What’s the most satisfying part of your job?
I really like to work with people who have open minds, want to get things done, and are solution-oriented. Students at WU Vienna are fantastic in this respect. It is really great to see how they learn and how they further improve in their skills and abilities during our courses. Generally, we involve our students in real projects in which they try out what they had learned on a theoretical basis. Each semester, we have roughly 15 to 20 projects with start-ups, SMEs and multinationals. Student teams try to develop innovative solutions to innovation-related problems, ranging from identifying opportunities for radical innovation or writing a business plan to developing a new innovation strategy. It is extremely satisfying to see how this works and students come up with cool and professional solutions that often deeply impress our company partners. Having impact is a wonderful thing – for our students, but also for me.

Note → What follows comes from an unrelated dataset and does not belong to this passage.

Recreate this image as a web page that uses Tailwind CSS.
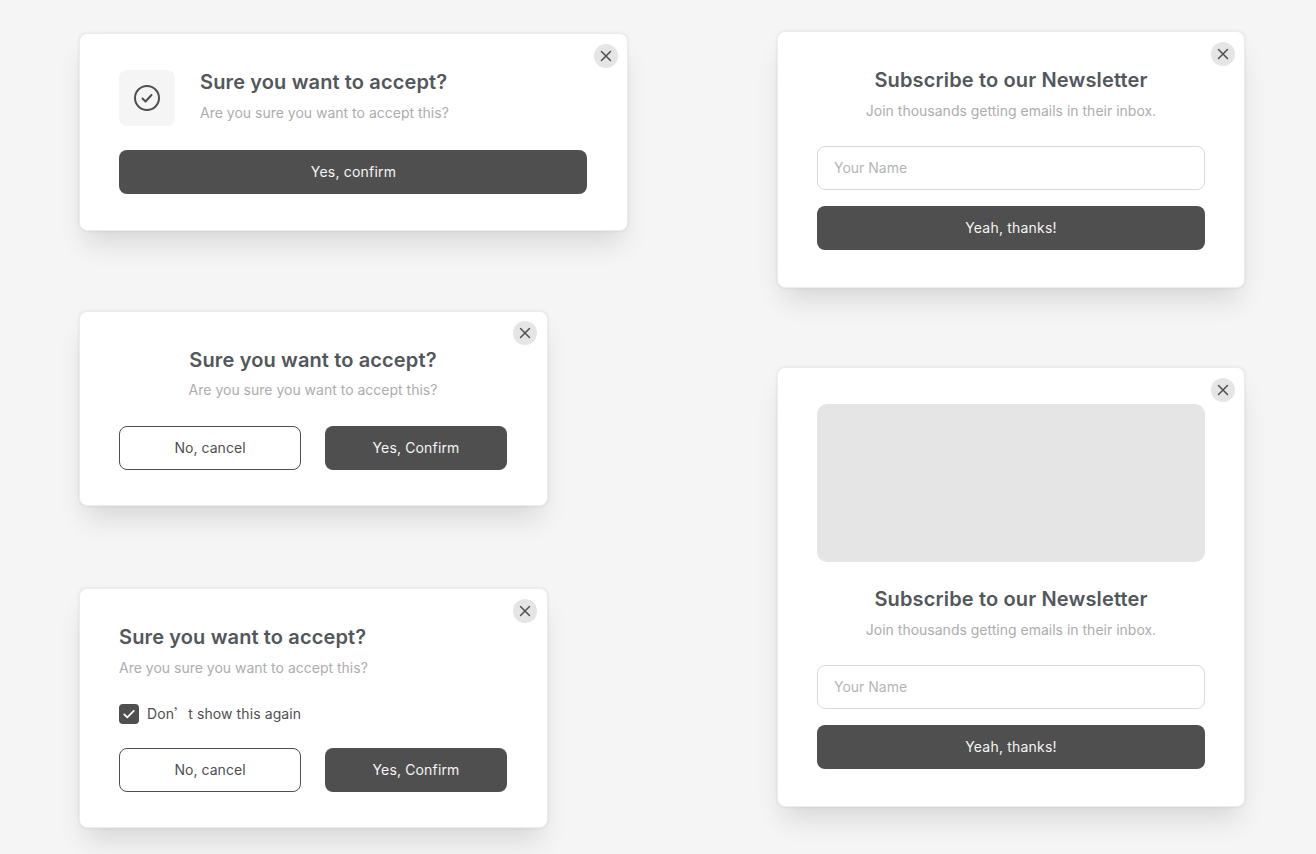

And the most frustrating parts?
I think it is very sad if young people already are conservative, prejudiced, and afraid of change and innovation. From my perspective we cannot be satisfied with our educational system in this respect. Too much emphasis is placed on just reproducing, too little on fostering creativity and the entrepreneurial mindset. There is some progress, but personally I think it is too slow. Globalization, international competition, social and environmental problems – all these factors call for innovative ideas and people. They are also great opportunities. However, if you then hear “we can’t do this – after all, we never did that before” from 20 year old students, I think that something went wrong with them.
What’s your next big challenge?
Currently, we are doing a number of cool studies in the area of open and user innovation. We try to understand how firms can benefit from the great innovativeness and creativity of users – an extremely hot topic in the era of internet, Web 2.0, and open source software. So far, we found a number of interesting methods like lead user method, toolkits for user innovation and design, and crowdsourcing techniques (accessible at www.userinnovation.at). However, the more we know, the more opportunities we find. The challenge is now to keep up with this. A very entrepreneurial situation!
About Nikolaus Franke
Professor Nikolaus Franke is Director of the Institute for Entrepreneurship and Innovation at the Vienna University of Economics and Business Administration (www.e-and-i.org). His research areas are user innovation, toolkits for user innovation, horizontal innovation networks, and more generally entrepreneurship, innovation management, and marketing. His research have been presented on international conferences and published in academic journals like Research Policy, Journal of Product Innovation Management, Journal of Business Venturing, Entrepreneurship Theory and Practice, Journal of Marketing or Management Science. He received several awards for research and teaching. He consulted many firms from start-ups to leading multinationals, and served as invited speaker in executive meetings worldwide.